Vietnam and Thailand will be concerned about a growing Chinese military presence in Cambodia, Parameswaran said.
“These are two powers that have wanted significant attention and significant influence in mainland Southeast Asia, so this is something that not only affects the balance of power when you think about the United States and China. It also affects how mainland Southeast Asian countries react with each other, and I think in the last few years the Chinese inroads in Cambodia have also alarmed both Thailand and Vietnam.”
Thailand is a treaty ally and now has an elected government that would allow it to pursue closer cooperation with the US, if the Trump administration is open to that, Walter Lohman, director of the Asian Studies Center at the Heritage Foundation, said in an email.
Vietnam’s situation is more difficult, given its complicated ties with China. Its government can reach out to Beijing directly but will face internal pressure to do more with the US; it could also appeal to Russia, Lohman said.
While details of any naval base deal remain unclear, “it would be a destabilizing development” and is one that doesn’t entirely make sense from China’s perspective, Lohman added.

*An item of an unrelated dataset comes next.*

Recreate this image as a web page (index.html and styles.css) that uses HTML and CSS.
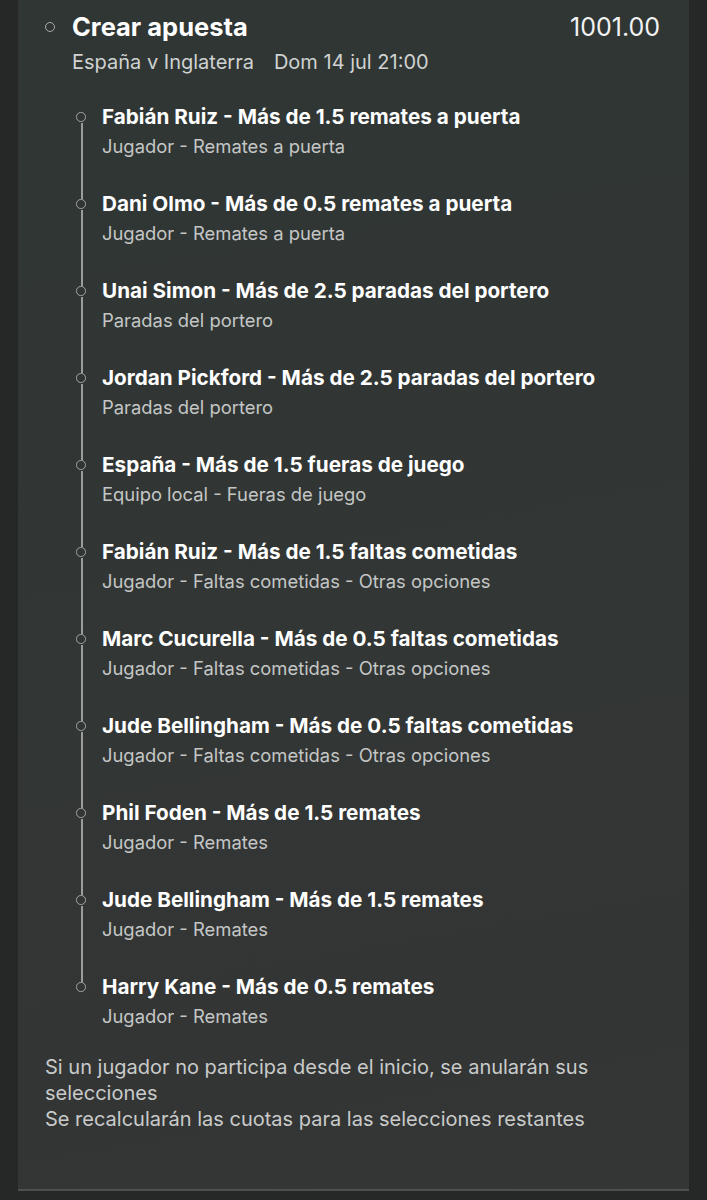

Beijing has built a “significant political-security relationship” with Thailand over the last 30 years, while closer relations with Cambodia have yielded “a lot of diplomatic payout.”
China could continue denying reports about a base in Cambodia in order to keep its options open, Lohman said, but a Chinese presence a Ream would likely squander ties Beijing has built in the region.
“Why build a base and complicate the relationship with the Thais when you’re already getting so much out of current arrangements?” Lohman said. “If the stories are true, I think the Chinese are overplaying their hand.”